Requirements>
Find each line holding "React" and copy it out.

◆ ◆ ◆ ◆ ◆ ◆ ◆

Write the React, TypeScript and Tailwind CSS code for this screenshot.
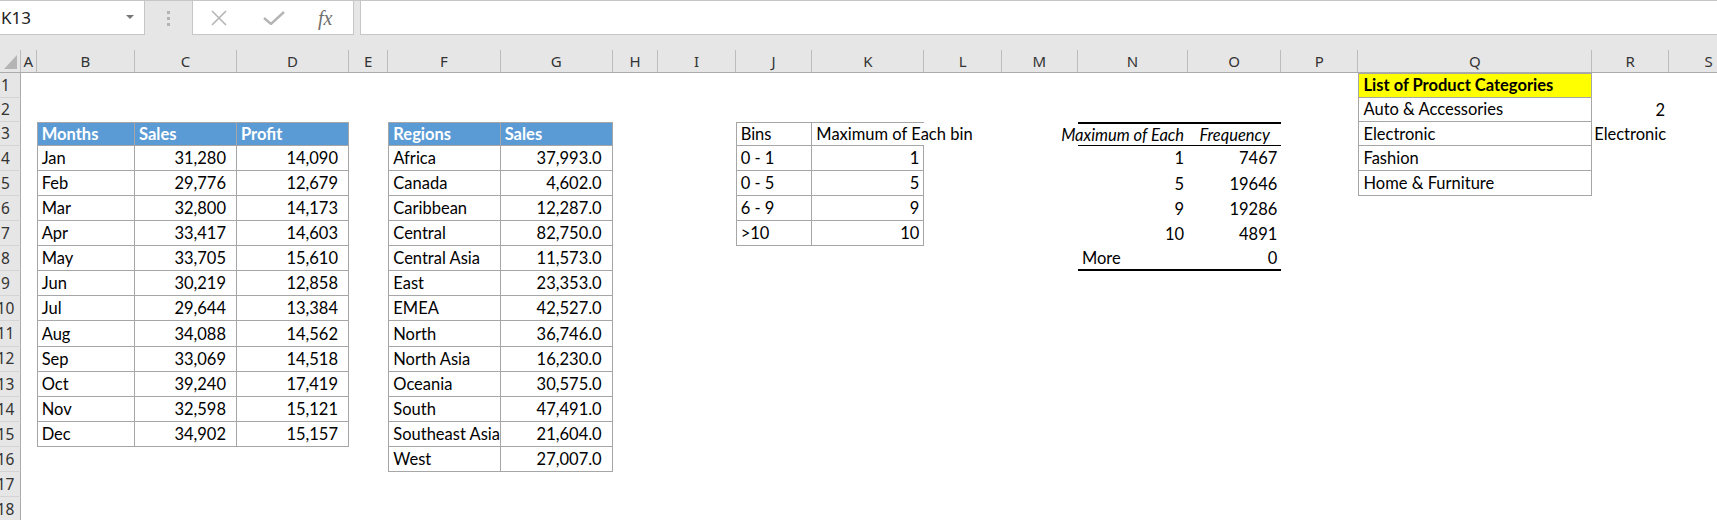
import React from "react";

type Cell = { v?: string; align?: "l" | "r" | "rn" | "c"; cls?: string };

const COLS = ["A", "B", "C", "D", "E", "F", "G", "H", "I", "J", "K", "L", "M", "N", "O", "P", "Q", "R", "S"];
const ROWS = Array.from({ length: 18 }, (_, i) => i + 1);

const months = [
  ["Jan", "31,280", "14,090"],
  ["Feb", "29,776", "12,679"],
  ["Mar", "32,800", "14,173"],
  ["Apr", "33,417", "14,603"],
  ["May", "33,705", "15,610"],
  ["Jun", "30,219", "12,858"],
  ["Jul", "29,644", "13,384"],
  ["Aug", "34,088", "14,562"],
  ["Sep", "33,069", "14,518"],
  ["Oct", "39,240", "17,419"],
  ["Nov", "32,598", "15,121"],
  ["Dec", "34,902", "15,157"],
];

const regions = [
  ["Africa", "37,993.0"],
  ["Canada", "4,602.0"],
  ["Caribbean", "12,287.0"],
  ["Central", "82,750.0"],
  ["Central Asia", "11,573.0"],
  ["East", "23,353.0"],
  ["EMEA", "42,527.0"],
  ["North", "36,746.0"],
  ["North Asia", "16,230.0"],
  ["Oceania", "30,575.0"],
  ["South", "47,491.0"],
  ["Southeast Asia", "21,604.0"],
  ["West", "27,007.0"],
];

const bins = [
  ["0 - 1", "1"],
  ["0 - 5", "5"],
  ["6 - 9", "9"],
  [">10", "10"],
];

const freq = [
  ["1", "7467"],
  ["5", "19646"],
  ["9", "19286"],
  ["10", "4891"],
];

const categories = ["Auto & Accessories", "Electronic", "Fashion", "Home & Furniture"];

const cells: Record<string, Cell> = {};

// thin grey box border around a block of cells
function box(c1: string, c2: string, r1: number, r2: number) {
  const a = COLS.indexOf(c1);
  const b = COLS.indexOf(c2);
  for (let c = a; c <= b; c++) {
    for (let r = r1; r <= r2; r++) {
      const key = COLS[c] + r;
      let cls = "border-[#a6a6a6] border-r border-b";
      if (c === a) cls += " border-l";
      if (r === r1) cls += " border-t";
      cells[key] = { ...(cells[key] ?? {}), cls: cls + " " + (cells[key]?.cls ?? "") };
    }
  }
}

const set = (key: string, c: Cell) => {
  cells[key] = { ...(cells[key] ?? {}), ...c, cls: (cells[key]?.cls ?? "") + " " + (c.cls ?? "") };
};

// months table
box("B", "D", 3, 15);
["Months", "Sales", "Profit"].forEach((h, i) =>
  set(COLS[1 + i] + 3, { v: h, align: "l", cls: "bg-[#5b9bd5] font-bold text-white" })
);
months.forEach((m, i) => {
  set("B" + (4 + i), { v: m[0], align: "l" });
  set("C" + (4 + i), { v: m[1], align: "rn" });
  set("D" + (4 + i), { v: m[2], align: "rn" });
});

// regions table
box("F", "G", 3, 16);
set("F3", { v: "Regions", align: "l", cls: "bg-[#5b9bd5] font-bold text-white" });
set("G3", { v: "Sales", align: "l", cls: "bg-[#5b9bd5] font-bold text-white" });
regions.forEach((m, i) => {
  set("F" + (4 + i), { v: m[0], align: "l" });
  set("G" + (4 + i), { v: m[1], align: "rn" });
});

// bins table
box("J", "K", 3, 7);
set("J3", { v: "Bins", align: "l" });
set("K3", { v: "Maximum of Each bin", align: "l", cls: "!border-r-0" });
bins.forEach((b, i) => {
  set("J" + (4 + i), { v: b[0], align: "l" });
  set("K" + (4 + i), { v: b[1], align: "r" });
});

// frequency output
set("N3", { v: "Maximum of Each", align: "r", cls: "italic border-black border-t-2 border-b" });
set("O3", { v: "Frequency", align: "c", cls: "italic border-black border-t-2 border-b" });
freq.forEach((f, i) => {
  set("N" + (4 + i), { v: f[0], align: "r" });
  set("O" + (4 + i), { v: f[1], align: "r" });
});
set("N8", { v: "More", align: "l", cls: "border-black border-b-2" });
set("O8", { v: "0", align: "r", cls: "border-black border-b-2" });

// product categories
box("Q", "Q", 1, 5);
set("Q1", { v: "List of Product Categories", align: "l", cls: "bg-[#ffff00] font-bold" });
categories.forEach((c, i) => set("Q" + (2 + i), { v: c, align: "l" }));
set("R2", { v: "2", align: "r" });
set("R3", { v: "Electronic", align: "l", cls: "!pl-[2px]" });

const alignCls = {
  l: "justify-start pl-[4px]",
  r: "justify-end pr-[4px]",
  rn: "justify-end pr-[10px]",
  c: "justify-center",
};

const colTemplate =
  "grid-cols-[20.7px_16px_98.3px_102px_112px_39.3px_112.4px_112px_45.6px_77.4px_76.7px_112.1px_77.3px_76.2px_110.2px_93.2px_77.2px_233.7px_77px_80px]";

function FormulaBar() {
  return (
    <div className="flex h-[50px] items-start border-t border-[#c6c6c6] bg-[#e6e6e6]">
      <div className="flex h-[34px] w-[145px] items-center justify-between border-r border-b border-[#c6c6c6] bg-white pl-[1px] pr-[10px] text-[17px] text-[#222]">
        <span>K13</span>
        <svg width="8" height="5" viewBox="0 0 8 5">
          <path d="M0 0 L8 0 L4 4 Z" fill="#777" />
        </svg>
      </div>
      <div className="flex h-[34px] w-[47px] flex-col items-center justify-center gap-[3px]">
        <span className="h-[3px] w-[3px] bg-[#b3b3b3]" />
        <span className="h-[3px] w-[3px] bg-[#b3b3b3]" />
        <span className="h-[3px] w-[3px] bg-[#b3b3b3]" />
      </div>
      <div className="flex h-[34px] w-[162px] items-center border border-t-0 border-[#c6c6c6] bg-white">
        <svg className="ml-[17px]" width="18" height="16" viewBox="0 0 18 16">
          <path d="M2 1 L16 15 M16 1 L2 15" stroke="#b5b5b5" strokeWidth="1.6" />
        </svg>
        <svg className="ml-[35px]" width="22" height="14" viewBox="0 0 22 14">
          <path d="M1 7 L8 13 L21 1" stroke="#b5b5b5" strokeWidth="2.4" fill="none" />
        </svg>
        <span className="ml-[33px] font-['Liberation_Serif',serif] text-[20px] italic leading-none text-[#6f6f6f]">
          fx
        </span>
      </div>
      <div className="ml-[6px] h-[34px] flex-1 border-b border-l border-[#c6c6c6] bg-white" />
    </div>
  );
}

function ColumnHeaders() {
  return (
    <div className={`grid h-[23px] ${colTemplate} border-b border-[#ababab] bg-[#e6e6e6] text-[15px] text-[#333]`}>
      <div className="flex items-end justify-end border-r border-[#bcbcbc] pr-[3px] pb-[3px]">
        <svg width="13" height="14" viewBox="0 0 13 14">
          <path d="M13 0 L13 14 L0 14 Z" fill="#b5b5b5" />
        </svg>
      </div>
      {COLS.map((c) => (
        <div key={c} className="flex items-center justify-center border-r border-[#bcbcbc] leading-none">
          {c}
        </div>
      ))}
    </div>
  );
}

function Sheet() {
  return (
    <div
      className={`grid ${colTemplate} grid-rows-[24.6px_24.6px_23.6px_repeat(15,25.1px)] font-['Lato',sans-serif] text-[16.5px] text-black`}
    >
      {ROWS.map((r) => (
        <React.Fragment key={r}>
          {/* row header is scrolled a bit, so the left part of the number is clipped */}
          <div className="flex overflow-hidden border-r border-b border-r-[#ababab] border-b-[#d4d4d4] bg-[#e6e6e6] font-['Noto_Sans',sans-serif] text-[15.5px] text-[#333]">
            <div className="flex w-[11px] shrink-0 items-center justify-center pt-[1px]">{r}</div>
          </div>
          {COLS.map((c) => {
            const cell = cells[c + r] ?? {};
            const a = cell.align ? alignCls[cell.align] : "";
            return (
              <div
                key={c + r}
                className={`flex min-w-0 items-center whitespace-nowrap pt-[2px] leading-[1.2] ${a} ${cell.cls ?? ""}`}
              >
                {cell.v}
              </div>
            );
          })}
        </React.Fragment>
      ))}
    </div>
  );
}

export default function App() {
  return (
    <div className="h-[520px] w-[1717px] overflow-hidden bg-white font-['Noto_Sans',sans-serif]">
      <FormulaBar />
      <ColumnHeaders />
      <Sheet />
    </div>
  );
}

◆ ◆ ◆ ◆ ◆ ◆ ◆

Response to this task>
Write the React, TypeScript and Tailwind CSS code for this screenshot.
import React from "react";
        <React.Fragment key={r}>
        </React.Fragment>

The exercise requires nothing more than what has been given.